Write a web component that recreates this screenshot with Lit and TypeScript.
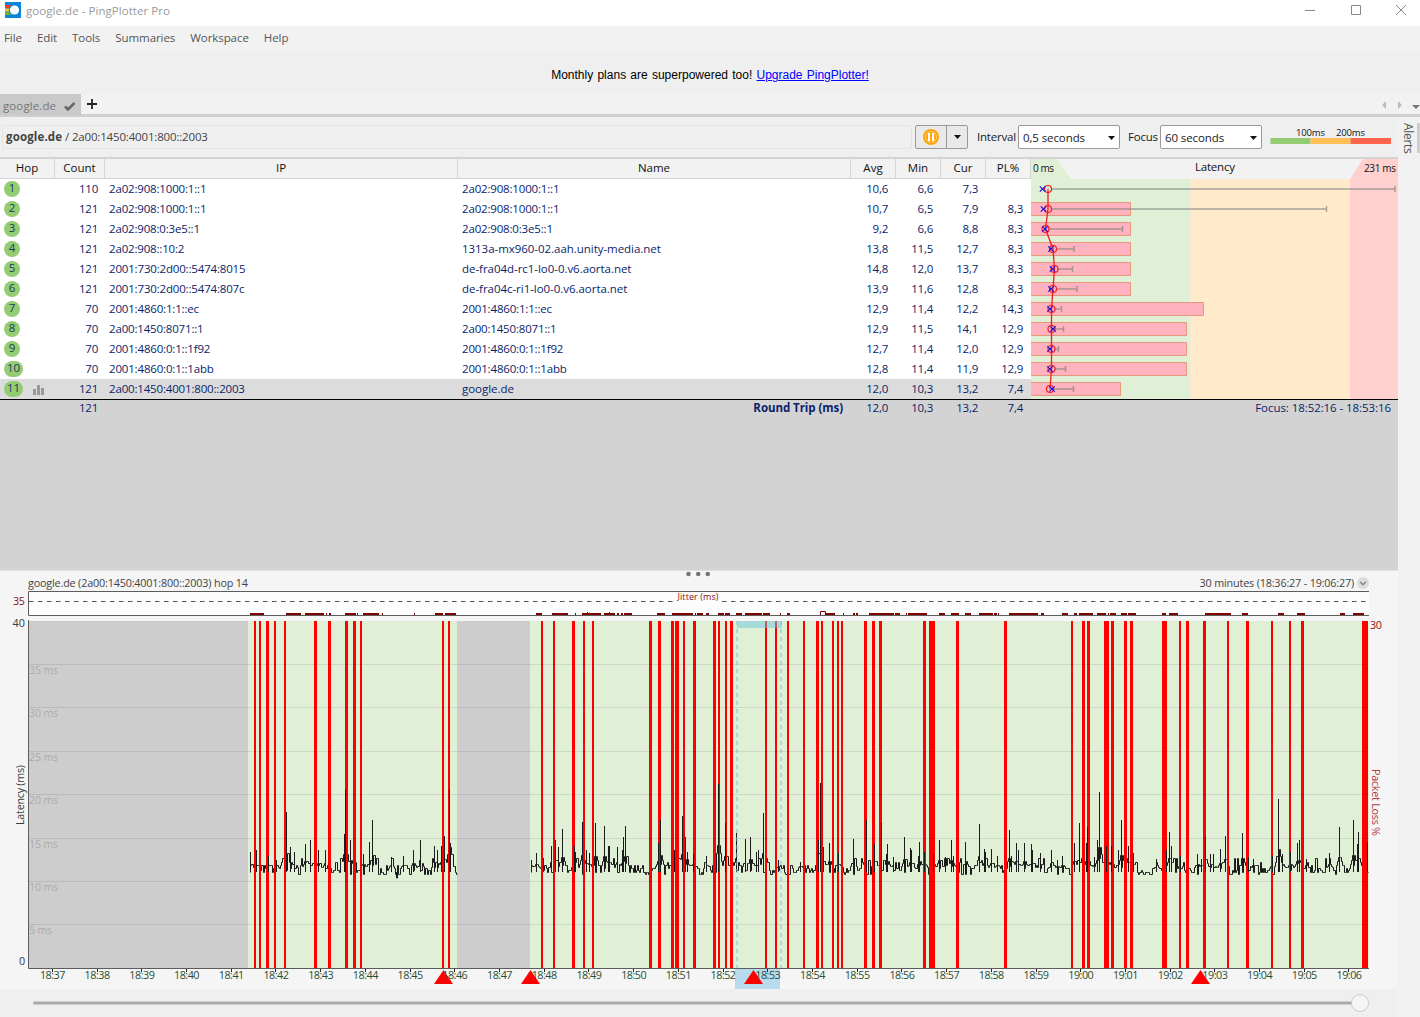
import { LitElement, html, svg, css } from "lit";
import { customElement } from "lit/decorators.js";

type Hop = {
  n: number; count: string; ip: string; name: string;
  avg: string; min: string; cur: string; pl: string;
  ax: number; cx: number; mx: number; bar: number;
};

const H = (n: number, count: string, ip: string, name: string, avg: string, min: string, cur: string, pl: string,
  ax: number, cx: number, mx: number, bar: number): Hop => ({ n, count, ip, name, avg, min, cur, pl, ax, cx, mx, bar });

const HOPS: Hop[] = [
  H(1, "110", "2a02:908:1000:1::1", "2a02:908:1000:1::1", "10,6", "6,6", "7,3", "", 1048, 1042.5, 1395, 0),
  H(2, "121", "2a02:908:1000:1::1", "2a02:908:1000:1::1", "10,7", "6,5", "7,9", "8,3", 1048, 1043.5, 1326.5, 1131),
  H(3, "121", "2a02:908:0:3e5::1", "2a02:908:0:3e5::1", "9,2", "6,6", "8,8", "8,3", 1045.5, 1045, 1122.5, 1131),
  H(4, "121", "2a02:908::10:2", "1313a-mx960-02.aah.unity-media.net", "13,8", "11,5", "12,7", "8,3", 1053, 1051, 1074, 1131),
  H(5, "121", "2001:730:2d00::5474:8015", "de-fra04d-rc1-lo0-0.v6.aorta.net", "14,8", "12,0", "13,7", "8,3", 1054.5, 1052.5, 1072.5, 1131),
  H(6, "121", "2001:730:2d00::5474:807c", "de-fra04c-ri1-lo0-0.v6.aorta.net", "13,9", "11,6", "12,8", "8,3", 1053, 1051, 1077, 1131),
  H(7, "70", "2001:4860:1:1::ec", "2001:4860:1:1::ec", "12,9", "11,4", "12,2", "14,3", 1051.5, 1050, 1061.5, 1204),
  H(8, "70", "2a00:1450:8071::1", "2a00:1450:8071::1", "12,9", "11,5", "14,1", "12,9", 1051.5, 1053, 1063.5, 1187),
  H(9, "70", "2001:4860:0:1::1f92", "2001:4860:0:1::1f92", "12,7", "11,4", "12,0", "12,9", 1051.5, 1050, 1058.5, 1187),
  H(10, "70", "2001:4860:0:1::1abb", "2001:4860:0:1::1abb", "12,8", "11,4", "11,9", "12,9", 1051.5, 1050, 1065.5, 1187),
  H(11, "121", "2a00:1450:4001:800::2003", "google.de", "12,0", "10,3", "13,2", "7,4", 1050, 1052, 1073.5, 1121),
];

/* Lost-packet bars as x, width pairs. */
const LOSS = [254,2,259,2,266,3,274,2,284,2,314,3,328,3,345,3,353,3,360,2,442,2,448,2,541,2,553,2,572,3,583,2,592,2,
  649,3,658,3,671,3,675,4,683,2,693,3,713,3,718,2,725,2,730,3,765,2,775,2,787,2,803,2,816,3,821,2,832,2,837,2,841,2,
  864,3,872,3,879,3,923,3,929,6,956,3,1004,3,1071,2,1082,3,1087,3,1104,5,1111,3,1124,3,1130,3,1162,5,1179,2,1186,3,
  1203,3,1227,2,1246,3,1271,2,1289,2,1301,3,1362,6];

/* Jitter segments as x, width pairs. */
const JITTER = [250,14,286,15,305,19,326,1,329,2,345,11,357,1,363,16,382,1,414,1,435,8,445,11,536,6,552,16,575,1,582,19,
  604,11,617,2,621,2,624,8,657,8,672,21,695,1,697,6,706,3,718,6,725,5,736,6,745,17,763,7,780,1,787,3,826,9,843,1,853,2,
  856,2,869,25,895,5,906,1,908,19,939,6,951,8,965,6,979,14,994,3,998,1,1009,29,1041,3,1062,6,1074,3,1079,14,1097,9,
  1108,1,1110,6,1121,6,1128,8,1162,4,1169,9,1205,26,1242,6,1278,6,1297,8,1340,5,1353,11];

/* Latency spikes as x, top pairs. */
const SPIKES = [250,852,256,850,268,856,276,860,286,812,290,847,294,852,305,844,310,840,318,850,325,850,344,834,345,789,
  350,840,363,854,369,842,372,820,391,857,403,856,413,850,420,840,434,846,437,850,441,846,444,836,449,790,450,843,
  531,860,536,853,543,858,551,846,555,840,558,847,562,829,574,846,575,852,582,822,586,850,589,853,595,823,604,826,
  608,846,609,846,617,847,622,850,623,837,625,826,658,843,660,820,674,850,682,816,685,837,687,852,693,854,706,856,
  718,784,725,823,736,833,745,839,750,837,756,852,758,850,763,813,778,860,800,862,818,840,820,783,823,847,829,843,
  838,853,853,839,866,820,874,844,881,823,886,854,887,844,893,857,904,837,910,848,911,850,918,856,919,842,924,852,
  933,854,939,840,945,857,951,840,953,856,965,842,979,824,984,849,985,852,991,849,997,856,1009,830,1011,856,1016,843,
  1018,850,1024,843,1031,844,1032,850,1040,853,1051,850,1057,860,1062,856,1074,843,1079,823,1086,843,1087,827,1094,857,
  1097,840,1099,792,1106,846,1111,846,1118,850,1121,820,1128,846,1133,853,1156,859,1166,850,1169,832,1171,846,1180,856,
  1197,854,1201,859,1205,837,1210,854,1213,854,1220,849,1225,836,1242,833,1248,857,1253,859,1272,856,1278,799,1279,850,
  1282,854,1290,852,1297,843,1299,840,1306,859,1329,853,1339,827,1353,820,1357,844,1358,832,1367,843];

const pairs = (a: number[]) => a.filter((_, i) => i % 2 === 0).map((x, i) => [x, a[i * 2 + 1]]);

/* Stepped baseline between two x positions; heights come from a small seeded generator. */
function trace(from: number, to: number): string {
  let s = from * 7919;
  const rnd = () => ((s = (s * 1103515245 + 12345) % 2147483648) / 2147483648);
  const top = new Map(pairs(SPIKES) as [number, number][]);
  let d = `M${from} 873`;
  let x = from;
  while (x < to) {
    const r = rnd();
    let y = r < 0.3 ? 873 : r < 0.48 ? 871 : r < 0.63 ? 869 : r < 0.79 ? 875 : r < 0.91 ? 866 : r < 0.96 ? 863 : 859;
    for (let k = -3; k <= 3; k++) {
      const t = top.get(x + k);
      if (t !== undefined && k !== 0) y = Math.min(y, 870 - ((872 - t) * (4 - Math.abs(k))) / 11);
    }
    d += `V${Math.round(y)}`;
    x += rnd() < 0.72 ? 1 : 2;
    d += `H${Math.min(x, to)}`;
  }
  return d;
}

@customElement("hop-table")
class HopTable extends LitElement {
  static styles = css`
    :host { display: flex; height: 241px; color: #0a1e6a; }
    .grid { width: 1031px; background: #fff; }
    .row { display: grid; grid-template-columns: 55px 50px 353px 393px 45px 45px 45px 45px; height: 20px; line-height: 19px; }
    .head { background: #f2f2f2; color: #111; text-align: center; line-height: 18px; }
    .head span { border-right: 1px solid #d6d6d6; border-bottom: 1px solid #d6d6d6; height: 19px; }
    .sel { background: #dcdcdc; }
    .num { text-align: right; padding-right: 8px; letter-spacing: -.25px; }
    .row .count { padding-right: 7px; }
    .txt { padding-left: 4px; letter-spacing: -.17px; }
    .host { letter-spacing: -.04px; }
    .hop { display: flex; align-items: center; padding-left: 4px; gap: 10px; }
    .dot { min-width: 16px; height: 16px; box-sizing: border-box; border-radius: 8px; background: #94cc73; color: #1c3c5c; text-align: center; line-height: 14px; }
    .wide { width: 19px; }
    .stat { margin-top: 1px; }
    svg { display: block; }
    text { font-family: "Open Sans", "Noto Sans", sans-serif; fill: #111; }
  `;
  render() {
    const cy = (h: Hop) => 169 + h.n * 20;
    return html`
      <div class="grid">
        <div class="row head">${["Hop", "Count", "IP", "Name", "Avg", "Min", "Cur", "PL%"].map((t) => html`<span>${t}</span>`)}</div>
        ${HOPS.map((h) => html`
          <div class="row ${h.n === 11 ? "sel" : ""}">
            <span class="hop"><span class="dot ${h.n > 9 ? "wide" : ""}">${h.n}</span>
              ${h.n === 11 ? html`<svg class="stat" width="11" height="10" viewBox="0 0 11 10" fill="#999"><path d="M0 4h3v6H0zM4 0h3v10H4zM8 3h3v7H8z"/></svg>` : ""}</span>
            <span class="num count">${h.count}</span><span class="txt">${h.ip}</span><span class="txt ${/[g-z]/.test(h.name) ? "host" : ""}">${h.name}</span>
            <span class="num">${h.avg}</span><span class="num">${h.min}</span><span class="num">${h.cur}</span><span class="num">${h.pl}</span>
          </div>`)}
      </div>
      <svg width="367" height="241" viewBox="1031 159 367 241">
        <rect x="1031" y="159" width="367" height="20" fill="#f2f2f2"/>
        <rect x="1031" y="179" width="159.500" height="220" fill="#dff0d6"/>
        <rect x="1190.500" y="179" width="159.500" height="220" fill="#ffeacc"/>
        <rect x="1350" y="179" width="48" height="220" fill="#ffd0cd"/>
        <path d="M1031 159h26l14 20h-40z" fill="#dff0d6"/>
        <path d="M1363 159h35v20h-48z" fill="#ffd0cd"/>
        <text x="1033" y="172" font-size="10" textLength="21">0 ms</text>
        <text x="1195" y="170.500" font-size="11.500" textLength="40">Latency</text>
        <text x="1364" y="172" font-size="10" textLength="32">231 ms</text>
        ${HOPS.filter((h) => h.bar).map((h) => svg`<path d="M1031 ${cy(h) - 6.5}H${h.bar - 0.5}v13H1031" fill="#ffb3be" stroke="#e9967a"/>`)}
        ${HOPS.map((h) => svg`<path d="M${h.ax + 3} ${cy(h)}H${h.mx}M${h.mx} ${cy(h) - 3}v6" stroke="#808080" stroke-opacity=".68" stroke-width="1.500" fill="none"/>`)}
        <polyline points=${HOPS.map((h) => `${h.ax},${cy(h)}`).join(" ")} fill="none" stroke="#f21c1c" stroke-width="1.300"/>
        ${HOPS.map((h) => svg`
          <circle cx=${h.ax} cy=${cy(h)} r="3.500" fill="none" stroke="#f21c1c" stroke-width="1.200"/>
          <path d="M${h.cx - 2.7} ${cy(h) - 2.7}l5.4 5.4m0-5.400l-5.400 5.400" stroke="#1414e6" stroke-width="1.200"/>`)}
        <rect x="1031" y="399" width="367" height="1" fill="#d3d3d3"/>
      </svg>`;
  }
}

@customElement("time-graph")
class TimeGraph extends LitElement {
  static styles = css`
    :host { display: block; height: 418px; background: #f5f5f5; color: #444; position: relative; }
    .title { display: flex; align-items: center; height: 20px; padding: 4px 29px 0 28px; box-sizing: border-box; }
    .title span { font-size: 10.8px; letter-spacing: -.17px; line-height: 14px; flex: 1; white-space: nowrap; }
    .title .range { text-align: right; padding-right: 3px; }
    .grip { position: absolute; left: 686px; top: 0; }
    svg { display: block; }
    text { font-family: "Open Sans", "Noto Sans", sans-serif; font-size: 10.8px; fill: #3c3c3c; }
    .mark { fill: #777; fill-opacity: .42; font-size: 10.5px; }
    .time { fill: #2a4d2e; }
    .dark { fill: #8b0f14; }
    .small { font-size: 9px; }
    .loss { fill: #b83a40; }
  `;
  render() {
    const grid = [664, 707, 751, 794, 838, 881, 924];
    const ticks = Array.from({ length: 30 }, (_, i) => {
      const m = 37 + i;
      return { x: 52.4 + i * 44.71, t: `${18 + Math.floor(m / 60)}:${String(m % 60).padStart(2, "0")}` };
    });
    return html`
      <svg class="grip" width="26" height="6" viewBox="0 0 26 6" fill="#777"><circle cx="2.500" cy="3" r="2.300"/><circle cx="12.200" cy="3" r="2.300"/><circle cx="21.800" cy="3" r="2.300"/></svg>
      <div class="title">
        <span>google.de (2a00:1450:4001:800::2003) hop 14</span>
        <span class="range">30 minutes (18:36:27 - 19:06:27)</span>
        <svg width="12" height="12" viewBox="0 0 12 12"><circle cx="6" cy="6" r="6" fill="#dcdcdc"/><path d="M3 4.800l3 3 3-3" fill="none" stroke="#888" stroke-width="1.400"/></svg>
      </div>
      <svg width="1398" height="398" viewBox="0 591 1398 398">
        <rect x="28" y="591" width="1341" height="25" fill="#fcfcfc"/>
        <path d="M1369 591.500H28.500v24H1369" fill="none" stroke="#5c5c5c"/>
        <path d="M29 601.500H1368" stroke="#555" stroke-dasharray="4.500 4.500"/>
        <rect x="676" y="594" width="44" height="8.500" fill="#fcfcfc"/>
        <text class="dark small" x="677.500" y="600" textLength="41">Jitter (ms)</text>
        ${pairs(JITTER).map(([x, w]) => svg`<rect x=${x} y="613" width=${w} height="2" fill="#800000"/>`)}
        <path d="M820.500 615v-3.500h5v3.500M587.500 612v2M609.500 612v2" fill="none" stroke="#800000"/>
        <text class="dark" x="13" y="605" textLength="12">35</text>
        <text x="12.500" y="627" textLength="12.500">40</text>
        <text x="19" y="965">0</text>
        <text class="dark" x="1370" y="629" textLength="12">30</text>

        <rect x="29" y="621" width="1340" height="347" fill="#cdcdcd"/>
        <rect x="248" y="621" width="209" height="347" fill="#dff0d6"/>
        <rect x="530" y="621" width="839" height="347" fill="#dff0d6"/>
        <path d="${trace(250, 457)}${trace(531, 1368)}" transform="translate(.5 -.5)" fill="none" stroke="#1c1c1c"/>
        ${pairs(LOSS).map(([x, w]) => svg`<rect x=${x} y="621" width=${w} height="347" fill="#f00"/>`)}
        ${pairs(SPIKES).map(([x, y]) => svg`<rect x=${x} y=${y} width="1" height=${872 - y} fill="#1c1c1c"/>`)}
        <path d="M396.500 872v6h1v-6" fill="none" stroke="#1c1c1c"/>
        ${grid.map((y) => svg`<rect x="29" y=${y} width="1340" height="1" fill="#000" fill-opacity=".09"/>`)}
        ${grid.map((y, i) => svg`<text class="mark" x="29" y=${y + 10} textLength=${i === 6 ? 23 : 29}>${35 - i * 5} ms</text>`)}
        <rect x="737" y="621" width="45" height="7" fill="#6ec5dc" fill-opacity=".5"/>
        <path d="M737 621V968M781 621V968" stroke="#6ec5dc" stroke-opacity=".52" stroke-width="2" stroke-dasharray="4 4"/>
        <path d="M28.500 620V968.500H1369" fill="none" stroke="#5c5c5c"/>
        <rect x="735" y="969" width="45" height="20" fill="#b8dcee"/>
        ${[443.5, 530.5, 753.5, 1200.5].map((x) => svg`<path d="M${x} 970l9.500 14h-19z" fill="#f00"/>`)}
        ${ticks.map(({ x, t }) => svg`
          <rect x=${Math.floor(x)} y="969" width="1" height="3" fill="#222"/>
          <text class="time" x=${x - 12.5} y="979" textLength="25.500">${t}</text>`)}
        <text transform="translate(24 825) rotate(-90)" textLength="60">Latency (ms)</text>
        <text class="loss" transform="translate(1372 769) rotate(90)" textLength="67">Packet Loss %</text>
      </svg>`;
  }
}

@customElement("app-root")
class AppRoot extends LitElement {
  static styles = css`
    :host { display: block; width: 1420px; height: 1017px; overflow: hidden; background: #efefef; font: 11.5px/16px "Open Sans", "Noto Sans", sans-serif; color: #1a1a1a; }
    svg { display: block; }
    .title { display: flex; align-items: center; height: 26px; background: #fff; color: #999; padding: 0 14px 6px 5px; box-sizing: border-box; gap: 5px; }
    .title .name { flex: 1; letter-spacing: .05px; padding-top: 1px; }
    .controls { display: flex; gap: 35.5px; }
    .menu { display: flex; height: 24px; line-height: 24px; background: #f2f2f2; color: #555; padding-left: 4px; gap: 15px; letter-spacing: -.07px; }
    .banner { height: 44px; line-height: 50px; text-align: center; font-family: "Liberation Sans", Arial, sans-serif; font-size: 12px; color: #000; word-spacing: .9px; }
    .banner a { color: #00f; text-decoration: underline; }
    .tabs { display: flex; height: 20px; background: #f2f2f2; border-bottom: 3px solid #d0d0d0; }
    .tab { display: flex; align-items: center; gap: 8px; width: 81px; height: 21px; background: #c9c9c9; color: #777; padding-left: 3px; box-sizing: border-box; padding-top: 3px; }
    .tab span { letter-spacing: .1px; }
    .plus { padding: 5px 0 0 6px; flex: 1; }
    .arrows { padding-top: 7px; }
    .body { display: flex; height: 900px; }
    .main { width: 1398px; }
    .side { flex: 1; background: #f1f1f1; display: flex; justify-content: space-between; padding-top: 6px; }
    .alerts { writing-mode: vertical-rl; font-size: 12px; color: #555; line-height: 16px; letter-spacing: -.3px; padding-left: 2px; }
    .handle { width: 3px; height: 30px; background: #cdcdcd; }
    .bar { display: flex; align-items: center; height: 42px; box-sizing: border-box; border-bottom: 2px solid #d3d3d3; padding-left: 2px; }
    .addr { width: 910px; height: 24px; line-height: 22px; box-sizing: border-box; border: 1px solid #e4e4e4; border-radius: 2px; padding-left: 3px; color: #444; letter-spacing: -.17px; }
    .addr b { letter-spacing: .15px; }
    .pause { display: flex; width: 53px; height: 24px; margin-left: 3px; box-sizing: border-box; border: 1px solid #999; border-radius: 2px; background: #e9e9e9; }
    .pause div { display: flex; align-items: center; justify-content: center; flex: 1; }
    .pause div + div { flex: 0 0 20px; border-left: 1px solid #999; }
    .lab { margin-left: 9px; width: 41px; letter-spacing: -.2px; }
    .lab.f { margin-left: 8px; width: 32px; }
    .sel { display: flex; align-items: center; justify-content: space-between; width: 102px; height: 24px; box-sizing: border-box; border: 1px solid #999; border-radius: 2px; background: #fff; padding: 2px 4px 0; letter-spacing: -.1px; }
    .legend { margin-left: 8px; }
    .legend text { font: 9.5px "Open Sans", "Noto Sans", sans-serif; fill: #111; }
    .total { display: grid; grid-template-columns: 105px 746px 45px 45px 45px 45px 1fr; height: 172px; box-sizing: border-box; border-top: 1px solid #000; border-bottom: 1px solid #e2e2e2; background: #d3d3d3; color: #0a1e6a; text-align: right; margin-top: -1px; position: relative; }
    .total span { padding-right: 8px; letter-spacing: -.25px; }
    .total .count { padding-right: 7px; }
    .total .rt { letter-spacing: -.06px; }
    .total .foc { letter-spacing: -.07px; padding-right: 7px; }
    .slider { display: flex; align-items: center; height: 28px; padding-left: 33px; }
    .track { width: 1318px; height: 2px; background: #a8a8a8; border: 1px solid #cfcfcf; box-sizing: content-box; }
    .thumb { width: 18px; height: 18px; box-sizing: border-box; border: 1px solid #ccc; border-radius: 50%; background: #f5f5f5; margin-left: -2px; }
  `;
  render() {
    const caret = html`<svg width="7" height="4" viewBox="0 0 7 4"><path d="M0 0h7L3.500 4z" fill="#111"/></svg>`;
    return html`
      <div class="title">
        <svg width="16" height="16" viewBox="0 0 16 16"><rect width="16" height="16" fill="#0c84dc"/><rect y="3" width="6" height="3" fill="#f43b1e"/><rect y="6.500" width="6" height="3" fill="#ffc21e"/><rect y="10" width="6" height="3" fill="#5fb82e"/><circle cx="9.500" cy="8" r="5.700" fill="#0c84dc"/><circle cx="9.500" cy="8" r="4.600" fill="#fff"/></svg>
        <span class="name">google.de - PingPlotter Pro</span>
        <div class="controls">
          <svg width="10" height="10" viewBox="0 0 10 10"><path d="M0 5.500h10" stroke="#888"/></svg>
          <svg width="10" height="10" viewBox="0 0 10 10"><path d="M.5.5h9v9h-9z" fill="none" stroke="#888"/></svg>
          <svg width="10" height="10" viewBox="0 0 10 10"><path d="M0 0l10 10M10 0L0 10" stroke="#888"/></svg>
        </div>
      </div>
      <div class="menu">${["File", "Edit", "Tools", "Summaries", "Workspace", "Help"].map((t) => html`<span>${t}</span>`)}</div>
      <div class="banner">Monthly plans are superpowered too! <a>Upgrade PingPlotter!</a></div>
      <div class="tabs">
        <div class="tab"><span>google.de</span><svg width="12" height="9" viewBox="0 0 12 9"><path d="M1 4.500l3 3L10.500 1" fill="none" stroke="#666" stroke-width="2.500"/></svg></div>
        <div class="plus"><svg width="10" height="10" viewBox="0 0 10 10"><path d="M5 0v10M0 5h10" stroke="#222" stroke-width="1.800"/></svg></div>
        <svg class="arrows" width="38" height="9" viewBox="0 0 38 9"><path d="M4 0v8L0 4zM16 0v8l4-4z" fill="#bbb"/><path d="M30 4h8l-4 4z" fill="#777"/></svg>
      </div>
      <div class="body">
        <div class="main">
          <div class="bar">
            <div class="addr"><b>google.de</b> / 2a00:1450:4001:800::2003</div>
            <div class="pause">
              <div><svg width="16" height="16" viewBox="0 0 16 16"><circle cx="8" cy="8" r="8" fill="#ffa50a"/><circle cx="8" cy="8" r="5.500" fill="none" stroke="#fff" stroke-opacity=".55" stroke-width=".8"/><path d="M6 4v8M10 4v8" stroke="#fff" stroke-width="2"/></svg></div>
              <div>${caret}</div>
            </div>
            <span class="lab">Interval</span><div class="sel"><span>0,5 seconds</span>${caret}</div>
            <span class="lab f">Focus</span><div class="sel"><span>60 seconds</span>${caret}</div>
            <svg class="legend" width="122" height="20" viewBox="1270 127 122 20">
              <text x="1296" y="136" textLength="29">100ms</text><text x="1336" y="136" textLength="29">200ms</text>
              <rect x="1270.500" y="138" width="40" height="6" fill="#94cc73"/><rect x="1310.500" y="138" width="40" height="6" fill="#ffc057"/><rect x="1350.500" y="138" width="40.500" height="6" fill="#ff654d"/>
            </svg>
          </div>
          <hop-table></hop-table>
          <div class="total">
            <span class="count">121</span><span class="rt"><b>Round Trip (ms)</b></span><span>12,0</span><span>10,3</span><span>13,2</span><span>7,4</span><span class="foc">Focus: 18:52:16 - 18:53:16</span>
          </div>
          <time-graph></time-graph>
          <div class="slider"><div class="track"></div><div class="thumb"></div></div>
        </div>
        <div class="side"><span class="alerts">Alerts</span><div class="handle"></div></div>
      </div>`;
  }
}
++++++++
**WRITTEN INSTRUCTION**
Leave the pictures out and please restate exactly the lines running from the start of the material through the one with "ax: number, cx: number, mx: number, bar: number): Hop".

**SOLUTION TO THE EXERCISE**
Write a web component that recreates this screenshot with Lit and TypeScript.
import { LitElement, html, svg, css } from "lit";
import { customElement } from "lit/decorators.js";

type Hop = {
  n: number; count: string; ip: string; name: string;
  avg: string; min: string; cur: string; pl: string;
  ax: number; cx: number; mx: number; bar: number;
};

const H = (n: number, count: string, ip: string, name: string, avg: string, min: string, cur: string, pl: string,
  ax: number, cx: number, mx: number, bar: number): Hop => ({ n, count, ip, name, avg, min, cur, pl, ax, cx, mx, bar });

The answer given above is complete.